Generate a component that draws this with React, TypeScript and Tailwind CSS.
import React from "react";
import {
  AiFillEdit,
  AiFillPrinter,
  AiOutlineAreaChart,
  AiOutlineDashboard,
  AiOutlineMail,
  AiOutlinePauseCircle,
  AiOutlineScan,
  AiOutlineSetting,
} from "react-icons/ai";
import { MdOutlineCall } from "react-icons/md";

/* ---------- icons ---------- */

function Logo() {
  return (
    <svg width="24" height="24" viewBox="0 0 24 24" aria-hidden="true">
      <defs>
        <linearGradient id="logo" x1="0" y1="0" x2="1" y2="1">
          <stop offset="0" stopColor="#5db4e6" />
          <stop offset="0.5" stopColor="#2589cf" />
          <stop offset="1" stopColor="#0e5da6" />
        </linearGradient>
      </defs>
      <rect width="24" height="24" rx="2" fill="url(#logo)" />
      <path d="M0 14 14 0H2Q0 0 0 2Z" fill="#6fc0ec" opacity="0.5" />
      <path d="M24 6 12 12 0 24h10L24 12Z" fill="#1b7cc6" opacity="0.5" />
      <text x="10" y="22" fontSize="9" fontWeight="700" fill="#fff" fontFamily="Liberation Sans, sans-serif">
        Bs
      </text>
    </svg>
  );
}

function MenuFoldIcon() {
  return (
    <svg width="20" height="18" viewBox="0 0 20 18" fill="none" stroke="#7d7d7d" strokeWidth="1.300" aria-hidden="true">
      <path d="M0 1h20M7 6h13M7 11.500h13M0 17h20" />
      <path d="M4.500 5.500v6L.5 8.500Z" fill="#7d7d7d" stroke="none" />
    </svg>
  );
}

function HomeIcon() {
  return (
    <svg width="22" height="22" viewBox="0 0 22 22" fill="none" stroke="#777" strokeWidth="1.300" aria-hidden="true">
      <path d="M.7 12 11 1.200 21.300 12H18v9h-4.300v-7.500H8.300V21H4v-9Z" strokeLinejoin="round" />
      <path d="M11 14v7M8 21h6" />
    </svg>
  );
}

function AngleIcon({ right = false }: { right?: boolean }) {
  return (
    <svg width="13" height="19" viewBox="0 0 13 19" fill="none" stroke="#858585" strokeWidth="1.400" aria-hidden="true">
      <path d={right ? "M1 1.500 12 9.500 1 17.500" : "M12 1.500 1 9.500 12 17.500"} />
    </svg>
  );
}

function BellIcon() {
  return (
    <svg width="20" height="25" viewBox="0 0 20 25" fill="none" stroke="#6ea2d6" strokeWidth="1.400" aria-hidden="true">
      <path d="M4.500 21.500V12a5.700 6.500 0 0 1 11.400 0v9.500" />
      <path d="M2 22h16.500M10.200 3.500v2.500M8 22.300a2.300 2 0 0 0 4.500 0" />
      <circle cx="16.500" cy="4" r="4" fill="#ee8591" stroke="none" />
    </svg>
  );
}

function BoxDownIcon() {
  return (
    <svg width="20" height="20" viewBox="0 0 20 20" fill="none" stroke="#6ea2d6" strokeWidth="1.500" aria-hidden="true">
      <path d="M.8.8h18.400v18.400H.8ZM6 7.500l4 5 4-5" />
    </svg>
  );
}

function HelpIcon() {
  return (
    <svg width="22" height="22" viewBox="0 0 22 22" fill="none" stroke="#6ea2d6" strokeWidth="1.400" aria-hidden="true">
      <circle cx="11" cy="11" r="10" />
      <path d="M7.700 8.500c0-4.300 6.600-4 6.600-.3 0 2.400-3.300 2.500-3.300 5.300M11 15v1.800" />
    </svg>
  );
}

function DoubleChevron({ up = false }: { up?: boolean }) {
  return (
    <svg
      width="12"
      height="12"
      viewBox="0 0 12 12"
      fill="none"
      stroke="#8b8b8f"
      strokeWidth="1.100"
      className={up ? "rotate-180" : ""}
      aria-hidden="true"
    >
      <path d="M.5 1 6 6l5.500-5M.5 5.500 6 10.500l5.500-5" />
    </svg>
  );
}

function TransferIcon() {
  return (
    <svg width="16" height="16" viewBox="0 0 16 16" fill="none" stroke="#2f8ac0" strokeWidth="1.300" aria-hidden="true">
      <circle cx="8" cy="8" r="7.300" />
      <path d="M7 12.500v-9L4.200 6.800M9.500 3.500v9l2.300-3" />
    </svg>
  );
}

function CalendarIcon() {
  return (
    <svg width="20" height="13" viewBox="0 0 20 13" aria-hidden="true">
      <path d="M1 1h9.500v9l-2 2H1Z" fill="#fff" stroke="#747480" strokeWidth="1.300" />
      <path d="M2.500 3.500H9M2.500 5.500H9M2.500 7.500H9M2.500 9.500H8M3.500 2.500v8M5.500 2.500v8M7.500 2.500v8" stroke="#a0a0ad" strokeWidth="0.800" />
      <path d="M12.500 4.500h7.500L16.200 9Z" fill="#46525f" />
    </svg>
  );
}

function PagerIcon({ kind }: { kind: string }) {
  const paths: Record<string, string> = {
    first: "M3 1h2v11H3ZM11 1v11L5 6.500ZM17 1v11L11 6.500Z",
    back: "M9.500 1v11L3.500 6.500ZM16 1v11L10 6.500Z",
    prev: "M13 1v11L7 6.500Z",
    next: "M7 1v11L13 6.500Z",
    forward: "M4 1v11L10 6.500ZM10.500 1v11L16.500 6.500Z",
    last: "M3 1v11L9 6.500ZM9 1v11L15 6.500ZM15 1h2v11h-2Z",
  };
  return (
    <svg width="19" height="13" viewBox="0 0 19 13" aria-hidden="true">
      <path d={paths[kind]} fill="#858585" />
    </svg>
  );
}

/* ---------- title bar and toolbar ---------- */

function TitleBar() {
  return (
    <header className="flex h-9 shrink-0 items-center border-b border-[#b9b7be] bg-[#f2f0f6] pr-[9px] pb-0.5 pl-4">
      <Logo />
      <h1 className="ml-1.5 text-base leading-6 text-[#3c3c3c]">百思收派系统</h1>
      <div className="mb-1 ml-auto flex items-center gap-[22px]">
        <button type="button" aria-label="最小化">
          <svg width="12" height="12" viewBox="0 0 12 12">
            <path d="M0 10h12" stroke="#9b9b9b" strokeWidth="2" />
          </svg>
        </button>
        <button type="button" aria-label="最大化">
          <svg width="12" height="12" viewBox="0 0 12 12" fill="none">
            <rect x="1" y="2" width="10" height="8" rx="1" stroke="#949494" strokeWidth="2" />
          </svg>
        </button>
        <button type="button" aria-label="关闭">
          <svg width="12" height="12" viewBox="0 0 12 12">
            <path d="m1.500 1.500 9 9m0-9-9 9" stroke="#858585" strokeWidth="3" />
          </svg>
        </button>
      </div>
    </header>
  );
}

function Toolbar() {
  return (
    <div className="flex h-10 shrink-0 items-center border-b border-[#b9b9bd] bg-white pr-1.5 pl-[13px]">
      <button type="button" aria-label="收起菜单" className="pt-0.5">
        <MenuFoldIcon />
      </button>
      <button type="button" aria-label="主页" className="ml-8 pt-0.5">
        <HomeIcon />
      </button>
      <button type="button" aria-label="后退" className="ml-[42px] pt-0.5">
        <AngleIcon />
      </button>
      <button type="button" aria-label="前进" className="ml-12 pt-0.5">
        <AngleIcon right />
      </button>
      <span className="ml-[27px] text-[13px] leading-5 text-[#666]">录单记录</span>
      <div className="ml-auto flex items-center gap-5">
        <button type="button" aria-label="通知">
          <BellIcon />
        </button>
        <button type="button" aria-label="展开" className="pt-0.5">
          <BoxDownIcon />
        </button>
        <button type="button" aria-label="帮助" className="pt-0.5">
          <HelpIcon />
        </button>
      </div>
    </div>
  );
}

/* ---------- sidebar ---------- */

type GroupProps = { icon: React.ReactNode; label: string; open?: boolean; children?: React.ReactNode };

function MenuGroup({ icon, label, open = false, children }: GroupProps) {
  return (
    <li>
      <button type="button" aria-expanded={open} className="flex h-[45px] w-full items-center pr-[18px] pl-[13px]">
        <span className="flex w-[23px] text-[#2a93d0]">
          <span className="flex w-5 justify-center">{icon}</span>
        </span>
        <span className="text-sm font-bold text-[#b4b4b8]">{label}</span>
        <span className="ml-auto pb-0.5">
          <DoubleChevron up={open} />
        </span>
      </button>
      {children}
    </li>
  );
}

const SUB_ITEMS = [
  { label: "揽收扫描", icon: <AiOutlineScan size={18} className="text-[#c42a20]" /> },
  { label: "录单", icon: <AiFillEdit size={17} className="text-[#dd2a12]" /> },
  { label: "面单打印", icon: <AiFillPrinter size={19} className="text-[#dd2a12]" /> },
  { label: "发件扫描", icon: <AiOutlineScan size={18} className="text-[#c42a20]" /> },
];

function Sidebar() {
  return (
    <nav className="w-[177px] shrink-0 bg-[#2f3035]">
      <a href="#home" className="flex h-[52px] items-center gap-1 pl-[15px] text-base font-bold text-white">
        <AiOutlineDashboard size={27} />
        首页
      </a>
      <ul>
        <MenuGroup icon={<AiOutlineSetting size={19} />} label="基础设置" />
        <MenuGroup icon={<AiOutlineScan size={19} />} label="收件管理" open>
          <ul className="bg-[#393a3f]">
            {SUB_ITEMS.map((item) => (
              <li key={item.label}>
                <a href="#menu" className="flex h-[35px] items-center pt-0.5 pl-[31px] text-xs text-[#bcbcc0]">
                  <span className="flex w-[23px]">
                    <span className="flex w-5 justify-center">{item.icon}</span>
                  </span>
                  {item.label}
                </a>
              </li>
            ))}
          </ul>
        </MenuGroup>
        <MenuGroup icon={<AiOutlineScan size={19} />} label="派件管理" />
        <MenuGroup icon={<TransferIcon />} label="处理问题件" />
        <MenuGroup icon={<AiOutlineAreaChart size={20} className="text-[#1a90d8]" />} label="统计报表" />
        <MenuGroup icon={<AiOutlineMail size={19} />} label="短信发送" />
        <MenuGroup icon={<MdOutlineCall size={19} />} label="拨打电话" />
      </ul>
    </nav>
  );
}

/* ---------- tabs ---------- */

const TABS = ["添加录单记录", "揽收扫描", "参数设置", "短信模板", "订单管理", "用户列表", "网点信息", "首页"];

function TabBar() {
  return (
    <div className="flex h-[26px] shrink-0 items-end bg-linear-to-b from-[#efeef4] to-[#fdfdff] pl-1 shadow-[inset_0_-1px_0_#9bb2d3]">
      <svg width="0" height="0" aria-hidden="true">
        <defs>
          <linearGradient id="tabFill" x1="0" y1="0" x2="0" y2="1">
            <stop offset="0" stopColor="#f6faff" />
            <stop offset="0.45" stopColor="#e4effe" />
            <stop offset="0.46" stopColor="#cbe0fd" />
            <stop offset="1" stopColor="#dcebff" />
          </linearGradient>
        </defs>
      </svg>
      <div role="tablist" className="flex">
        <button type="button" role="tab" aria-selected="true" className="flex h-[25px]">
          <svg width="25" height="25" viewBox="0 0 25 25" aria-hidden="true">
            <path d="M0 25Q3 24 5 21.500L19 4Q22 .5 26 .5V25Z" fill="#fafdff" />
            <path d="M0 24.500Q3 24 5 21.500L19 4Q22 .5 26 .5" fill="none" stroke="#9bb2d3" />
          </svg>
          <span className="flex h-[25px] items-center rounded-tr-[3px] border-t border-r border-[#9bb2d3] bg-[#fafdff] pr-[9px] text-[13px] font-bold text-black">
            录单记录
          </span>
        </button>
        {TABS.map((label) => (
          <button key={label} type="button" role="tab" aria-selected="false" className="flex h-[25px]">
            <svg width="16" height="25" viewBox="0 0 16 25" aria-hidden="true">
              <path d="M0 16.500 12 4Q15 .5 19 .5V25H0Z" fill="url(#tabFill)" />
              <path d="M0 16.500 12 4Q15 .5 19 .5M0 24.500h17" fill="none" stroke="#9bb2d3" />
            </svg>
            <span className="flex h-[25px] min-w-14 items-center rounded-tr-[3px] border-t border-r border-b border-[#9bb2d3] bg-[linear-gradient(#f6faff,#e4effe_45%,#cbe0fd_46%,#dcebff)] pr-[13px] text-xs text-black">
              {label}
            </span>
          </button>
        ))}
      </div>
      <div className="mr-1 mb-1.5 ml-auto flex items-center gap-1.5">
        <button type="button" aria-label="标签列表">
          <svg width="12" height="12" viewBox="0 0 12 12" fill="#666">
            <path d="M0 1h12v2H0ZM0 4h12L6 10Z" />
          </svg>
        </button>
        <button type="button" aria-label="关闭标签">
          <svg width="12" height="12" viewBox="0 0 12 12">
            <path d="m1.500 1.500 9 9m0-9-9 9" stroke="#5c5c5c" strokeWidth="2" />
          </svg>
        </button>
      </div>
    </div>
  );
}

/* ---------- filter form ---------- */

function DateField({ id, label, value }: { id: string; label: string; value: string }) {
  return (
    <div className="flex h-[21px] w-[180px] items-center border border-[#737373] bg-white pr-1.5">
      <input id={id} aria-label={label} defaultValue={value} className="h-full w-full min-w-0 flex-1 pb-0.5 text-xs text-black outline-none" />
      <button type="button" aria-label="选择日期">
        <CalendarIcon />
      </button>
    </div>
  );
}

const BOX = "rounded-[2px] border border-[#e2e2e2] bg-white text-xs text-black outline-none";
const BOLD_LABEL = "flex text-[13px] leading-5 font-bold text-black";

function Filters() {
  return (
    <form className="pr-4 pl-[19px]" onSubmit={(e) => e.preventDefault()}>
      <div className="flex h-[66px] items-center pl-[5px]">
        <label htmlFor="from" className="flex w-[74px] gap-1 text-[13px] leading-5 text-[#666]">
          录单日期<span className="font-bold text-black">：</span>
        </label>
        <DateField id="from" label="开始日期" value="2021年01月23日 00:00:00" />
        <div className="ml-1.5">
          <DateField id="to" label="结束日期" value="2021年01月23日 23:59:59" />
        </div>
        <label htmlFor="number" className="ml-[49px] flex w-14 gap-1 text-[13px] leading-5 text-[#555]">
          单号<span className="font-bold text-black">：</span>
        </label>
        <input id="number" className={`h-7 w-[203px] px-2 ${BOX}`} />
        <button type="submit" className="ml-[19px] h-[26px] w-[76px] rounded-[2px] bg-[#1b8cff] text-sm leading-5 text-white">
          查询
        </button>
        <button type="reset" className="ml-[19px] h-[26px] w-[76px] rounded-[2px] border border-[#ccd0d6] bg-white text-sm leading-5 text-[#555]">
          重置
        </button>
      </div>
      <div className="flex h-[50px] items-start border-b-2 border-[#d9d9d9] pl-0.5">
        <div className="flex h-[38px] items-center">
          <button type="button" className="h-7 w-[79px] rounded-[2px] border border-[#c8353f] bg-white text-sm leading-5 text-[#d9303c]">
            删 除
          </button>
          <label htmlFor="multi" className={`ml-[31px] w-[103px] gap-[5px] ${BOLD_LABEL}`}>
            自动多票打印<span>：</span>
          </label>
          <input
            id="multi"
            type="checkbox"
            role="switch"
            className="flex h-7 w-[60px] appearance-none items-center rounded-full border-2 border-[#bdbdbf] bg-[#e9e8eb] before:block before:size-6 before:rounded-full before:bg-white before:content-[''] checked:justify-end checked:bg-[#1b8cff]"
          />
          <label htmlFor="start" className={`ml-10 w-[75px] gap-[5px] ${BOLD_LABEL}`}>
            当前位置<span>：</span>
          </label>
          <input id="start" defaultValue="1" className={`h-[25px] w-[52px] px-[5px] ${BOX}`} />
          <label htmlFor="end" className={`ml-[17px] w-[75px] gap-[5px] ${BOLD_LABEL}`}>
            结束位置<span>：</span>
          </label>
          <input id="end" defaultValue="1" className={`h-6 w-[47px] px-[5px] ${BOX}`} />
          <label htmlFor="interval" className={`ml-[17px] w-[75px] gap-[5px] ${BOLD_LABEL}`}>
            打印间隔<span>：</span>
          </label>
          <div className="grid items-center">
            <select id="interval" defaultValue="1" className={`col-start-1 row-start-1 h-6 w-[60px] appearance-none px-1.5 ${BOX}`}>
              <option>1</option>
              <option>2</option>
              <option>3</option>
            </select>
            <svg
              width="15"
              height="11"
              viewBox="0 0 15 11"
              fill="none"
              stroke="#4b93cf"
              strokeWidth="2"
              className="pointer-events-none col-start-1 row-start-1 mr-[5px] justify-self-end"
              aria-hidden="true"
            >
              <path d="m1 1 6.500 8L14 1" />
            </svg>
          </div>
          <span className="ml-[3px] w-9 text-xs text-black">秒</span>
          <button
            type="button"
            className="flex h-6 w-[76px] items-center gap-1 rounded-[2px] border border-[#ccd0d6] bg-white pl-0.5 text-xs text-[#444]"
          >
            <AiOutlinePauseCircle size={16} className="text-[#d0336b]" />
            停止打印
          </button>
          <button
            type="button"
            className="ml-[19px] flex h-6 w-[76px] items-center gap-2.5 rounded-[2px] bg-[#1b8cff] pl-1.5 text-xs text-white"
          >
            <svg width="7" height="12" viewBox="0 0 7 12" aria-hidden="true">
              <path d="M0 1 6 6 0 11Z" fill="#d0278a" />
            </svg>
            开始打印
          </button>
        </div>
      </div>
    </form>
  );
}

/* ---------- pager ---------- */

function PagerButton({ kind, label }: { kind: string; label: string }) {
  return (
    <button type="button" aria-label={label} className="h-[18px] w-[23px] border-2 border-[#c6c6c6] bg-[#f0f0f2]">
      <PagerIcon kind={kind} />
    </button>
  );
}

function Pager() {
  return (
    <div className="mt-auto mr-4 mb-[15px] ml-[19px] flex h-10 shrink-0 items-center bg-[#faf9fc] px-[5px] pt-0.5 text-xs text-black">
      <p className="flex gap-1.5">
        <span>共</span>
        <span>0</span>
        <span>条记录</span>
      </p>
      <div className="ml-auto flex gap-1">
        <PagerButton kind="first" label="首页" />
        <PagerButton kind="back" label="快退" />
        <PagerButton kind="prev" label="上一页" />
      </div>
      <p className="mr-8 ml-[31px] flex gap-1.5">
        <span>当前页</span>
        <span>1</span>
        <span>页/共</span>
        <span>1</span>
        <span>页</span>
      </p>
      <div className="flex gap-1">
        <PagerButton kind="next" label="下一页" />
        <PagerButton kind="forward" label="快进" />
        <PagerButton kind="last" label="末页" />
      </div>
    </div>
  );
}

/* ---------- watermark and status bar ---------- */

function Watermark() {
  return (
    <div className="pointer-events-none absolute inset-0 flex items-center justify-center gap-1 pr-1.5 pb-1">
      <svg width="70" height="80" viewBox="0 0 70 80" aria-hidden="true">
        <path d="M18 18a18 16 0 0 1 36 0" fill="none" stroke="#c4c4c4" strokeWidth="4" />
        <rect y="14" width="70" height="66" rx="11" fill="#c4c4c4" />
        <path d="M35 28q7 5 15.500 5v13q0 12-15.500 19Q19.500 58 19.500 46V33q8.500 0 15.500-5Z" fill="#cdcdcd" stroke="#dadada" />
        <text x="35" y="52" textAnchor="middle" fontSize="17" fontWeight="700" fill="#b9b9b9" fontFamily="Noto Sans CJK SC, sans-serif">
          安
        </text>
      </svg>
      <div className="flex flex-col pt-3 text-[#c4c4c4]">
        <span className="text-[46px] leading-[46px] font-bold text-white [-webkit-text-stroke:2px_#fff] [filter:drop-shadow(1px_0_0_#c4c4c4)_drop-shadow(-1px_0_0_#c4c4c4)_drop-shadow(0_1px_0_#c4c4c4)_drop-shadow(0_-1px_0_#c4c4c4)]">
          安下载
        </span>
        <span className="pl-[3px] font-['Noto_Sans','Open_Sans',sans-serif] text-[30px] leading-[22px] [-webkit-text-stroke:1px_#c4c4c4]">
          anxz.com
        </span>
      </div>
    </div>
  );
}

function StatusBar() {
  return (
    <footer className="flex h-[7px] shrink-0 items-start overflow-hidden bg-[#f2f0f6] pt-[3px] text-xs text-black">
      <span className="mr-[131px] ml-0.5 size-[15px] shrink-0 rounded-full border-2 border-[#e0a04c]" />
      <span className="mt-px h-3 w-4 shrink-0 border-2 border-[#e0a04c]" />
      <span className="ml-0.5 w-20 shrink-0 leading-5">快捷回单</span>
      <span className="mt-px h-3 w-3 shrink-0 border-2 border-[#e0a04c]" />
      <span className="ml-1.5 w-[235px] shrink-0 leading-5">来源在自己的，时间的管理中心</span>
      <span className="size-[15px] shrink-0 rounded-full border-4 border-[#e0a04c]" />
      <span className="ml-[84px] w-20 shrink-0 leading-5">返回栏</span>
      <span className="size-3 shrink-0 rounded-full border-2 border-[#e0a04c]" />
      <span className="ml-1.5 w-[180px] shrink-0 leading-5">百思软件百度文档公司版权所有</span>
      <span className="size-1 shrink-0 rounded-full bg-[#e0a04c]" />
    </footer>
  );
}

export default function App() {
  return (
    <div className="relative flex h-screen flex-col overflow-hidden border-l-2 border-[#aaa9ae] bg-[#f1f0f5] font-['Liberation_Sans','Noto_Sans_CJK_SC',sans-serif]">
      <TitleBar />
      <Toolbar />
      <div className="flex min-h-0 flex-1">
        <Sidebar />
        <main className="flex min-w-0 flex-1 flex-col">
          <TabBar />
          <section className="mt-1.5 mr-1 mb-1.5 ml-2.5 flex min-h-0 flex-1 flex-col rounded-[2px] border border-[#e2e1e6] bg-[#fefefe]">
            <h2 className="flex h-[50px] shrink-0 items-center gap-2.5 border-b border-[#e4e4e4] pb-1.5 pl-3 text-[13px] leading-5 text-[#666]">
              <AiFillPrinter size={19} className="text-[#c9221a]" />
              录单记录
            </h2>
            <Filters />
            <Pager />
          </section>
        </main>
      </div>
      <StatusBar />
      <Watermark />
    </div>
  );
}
__________________________________________________
TASK GOAL
Starting at the first line of the listing, retype every line up to and including the one with "icons ---------- */".

WRITTEN SOLUTION
Generate a component that draws this with React, TypeScript and Tailwind CSS.
import React from "react";
import {
  AiFillEdit,
  AiFillPrinter,
  AiOutlineAreaChart,
  AiOutlineDashboard,
  AiOutlineMail,
  AiOutlinePauseCircle,
  AiOutlineScan,
  AiOutlineSetting,
} from "react-icons/ai";
import { MdOutlineCall } from "react-icons/md";

/* ---------- icons ---------- */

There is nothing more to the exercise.